Although I’m not expecting them to do that from the start. Both VicLa and Prince might need some time to adjust to NA and to communicate in English on the Rift. Still, it’s almost certain that they will be one of the championship favorites once the playoffs start.

1. Evil Geniuses

  • Top lane: Kim “Ssumday” Chan-ho
  • Jungle: Kacper “Inspired” Słoma
  • Mid lane: Joseph Joon “jojopyun” Pyun
  • AD Carry: Victor “FBI” Huang
  • Support: Philippe “Vulcan” Laflamme

Losing Impact and Danny for 2023 has been a significant blow for Evil Geniuses, but if I had to choose two players to replace them, I would probably choose Ssumday and FBI. It’s arguable who’s better between the two top laner, probably changes with each match-up. And even though FBI may not have the same late-game teamfight presence as Danny, he is still one of the best bot laners in the league, not to mention he is a better laner. He might also be a better fit with this jungle/support duo as well. Both Inspired and Vulcan are very active players in the early game, so an ADC who will contribute to this activity might give EG access to another playstyle.

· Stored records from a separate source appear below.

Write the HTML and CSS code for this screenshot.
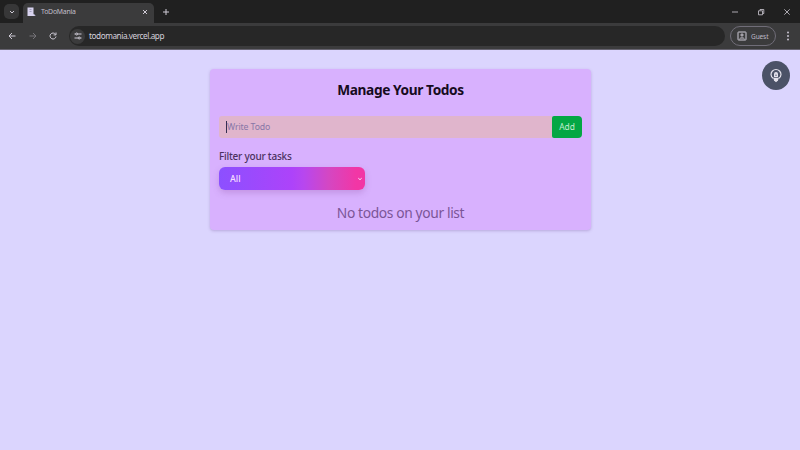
FILE: index.html
```html
<!DOCTYPE html>
<html lang="en">
<head>
<meta charset="utf-8">
<title>ToDoMania</title>
<link rel="stylesheet" href="styles.css">
</head>
<body>
<header class="browser">
  <div class="tabstrip">
    <span class="tab-search"><svg width="6" height="6" viewBox="0 0 6 6"><path d="M1 2l2 2 2-2"/></svg></span>
    <div class="tab">
      <svg class="favicon" width="10" height="10" viewBox="0 0 10 10"><path class="sheet" d="M.5 .5h6v6.500l2 2H.5z"/><path class="ink" d="M2.500 2.500h2M2.500 4.500h2M7 7l1.500 1.500"/></svg>
      <span class="tab-title">ToDoMania</span>
      <svg width="6" height="6" viewBox="0 0 6 6"><path d="M1 1l4 4M5 1L1 5"/></svg>
    </div>
    <svg class="new-tab" width="8" height="8" viewBox="0 0 8 8"><path d="M4 1v6M1 4h6"/></svg>
    <div class="window-controls">
      <svg width="8" height="8" viewBox="0 0 8 8"><path d="M1 4h6"/></svg>
      <svg width="8" height="8" viewBox="0 0 8 8"><path d="M1.500 2.800h4v4h-4zM3 2.500v-1h3.800v4H6"/></svg>
      <svg width="8" height="8" viewBox="0 0 8 8"><path d="M1.300 1.300l5.400 5.400M6.700 1.300L1.300 6.700"/></svg>
    </div>
  </div>
  <div class="toolbar">
    <div class="nav">
      <svg width="8" height="8" viewBox="0 0 8 8"><path d="M7.500 4H1M4 1L1 4l3 3"/></svg>
      <svg class="disabled" width="8" height="8" viewBox="0 0 8 8"><path d="M.5 4H7M4 1l3 3-3 3"/></svg>
      <svg width="8" height="8" viewBox="0 0 8 8"><path d="M6.500 2.300A3 3 0 1 0 7 4.500M7 .5v2.400H4.600"/></svg>
    </div>
    <div class="address">
      <span class="site-info"><svg width="8" height="8" viewBox="0 0 8 8"><path d="M.5 2h1.300M4 2h3.500M.5 6H4M6.200 6h1.300"/><circle cx="2.700" cy="2" r="1"/><circle cx="5.200" cy="6" r="1"/></svg></span>
      <span class="url">todomania.vercel.app</span>
    </div>
    <div class="guest">
      <svg width="10" height="10" viewBox="0 0 10 10"><rect x="1" y="1" width="8" height="8" rx=".5"/><circle cx="5" cy="4" r="1.100"/><path d="M2.500 8c.5-1.500 4.500-1.500 5 0"/></svg>
      <span>Guest</span>
    </div>
    <svg class="kebab" width="4" height="10" viewBox="0 0 4 10"><circle cx="2" cy="1.500" r="1"/><circle cx="2" cy="5" r="1"/><circle cx="2" cy="8.500" r="1"/></svg>
  </div>
</header>
<main class="page">
  <section class="card">
    <h1>Manage Your Todos</h1>
    <form class="add-row">
      <div class="field"><span class="caret"></span><span class="placeholder">Write Todo</span></div>
      <button type="button">Add</button>
    </form>
    <h2>Filter your tasks</h2>
    <div class="select"><span>All</span><svg width="4" height="4" viewBox="0 0 4 4"><path d="M.3 1.200L2 2.700l1.700-1.500"/></svg></div>
    <p class="empty">No todos on your list</p>
  </section>
  <div class="theme-toggle">
    <svg width="14" height="16" viewBox="0 0 14 16"><path d="M4.400 10.600C2.900 9.500 2 8.200 2 6.500a5 5 0 0 1 10 0c0 1.700-.9 3-2.400 4.100"/><path d="M5.600 8.500V6a1.400 1.400 0 0 1 2.800 0v2.500zM7 5v2.500"/><path class="base" d="M4.300 9.800h5.400L9 12.500 7 14.300 5 12.500z"/></svg>
  </div>
</main>
</body>
</html>
```
FILE: styles.css
```css
* { box-sizing: border-box; }
body {
  margin: 0;
  height: 450px;
  overflow: hidden;
  font-family: "Noto Sans", "Open Sans", sans-serif;
  background: #dbd5fe;
}
svg {
  display: block;
  flex: none;
  fill: none;
  stroke: #cfcbd6;
  stroke-width: 1;
}
.browser { height: 50px; background: #3b3b3c; border-bottom: 1px solid #666370; }
.tabstrip {
  display: flex;
  align-items: center;
  height: 23px;
  background: #202020;
}
.tab-search {
  display: grid;
  place-items: center;
  width: 15px;
  height: 15px;
  margin-left: 4px;
  border-radius: 5px;
  background: #373738;
}
.tab {
  display: flex;
  align-items: center;
  align-self: flex-end;
  width: 131px;
  height: 20px;
  margin-left: 4px;
  padding: 0 6px 2px 4px;
  border-radius: 5px 5px 0 0;
  background: #3b3b3c;
}
.favicon .sheet { fill: #d8d3ef; stroke: none; }
.favicon .ink { stroke: #8c8ba9; stroke-width: .7; }
.tab-title {
  flex: 1;
  margin-left: 4px;
  color: #c2bfca;
  font-size: 6.900px;
  letter-spacing: -.22px;
  line-height: 10px;
}
.new-tab { margin-left: 8px; }
.window-controls { display: flex; gap: 18px; margin-left: auto; padding-right: 9px; }
.window-controls svg { stroke-width: .8; }
.toolbar { display: flex; align-items: center; height: 26px; padding-left: 8px; }
.nav { display: flex; gap: 12.500px; }
.disabled { opacity: .4; }
.address {
  display: flex;
  align-items: center;
  width: 656px;
  height: 20px;
  margin-left: 12px;
  padding-left: 2px;
  border-radius: 10px;
  background: #272727;
}
.site-info {
  display: grid;
  place-items: center;
  width: 15px;
  height: 15px;
  margin-left: -1px;
  border-radius: 50%;
  background: #3b3b3c;
}
.url { margin-left: 4px; color: #d5d1dc; font-size: 8.200px; letter-spacing: -.43px; line-height: 12px; }
.guest {
  display: flex;
  align-items: center;
  gap: 4px;
  width: 46px;
  height: 20px;
  margin-left: 5px;
  padding-left: 6px;
  border: 1px solid #706d78;
  border-radius: 10px;
  color: #bebac7;
  font-size: 6.500px;
  letter-spacing: -.1px;
}
.kebab { margin-left: 10px; fill: #c6c2ce; stroke: none; }
.page { position: relative; height: 400px; padding-top: 19px; }
.card {
  width: 381px;
  height: 161px;
  margin-left: 210px;
  padding: 11px 9px 0;
  border-radius: 4px;
  background: #d8b1fe;
  box-shadow: 0 1px 3px #75519a55;
}
h1 {
  margin: 0;
  color: #160b20;
  font-size: 13.700px;
  font-weight: 700;
  letter-spacing: -.4px;
  line-height: 19px;
  text-align: center;
}
.add-row { display: flex; height: 22px; margin-top: 17px; }
.field {
  display: flex;
  align-items: center;
  flex: 1;
  padding-left: 7px;
  border-radius: 3px 0 0 3px;
  background: #e0b5cc;
}
.caret { width: 1px; height: 12px; background: #342e50; }
.placeholder { color: #8775a7; font-size: 8.700px; letter-spacing: -.1px; line-height: 12px; }
.add-row button {
  width: 30px;
  padding: 0 0 1px;
  border: 0;
  border-radius: 2px 4px 4px 2px;
  background: #04a744;
  color: #c4edcf;
  font-family: inherit;
  font-size: 8.400px;
}
h2 { margin: 11px 0 0; color: #4b315f; font-size: 10px; font-weight: 500; letter-spacing: -.23px; line-height: 14px; }
.select {
  display: flex;
  align-items: center;
  justify-content: space-between;
  width: 146px;
  height: 23px;
  margin-top: 4px;
  padding: 0 3px 0 11px;
  border-radius: 6px;
  background: linear-gradient(90deg, #8c50ff 0%, #ad43fa 50%, #b747ef 58%, #d447c3 75%, #f236a5 94%);
  box-shadow: 0 3px 6px #88489944;
  color: #f4dfff;
  font-size: 8.800px;
  font-weight: 500;
}
.select svg { stroke: #f9def5; }
.empty { margin: 13px 0 0; color: #7b5597; font-size: 13.800px; letter-spacing: -.37px; line-height: 20px; text-align: center; }
.theme-toggle {
  position: absolute;
  top: 11px;
  right: 10px;
  display: grid;
  place-items: center;
  width: 28px;
  height: 29px;
  border-radius: 50%;
  background: #4b5267;
}
.theme-toggle svg { stroke: #e3e1eb; stroke-width: 1.200; }
.theme-toggle .base { fill: #e3e1eb; stroke: none; }
```
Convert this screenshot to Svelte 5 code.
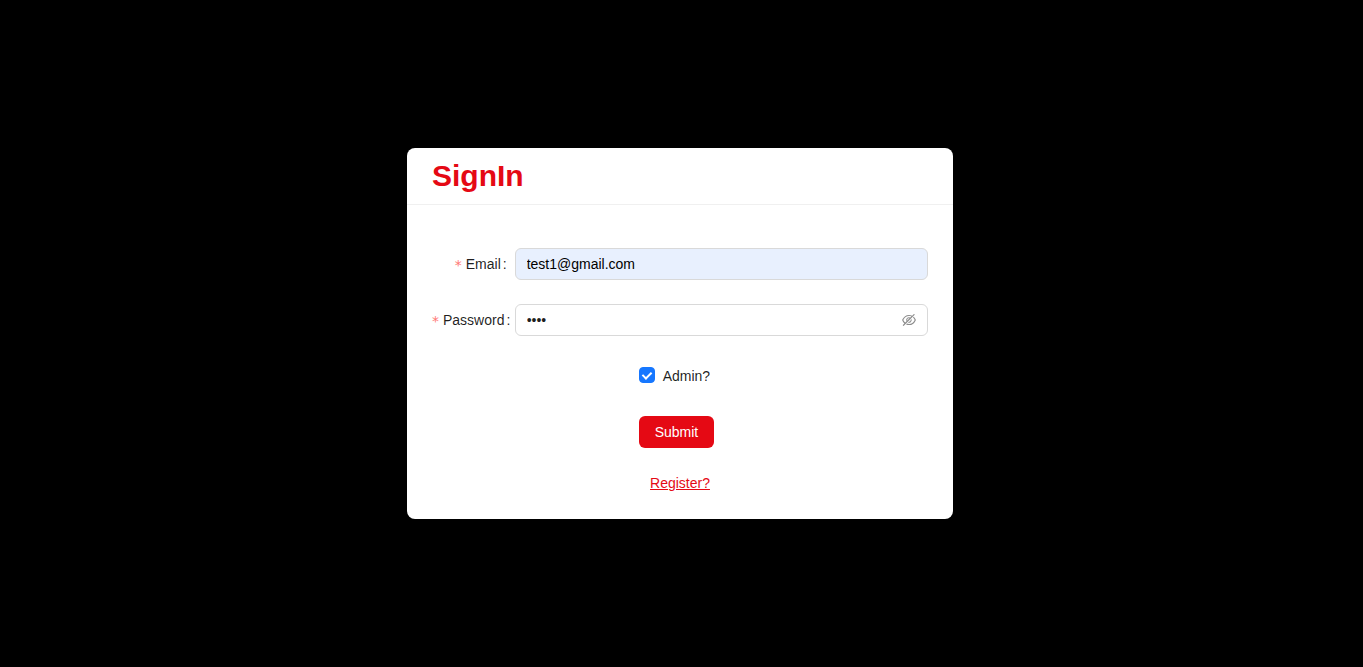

Of course, this will also be the second year for Jojo, and there is a big expectation to see him take another step forward. He already showed he can be a great team player who will roam the map last split, mainly after the MSI, but this Spring I’d like to see him play more traditional carries as well. A combination of star power and a preexisting synergy of their three core players makes Evil Geniuses favorites to win their second Spring Finals in a row.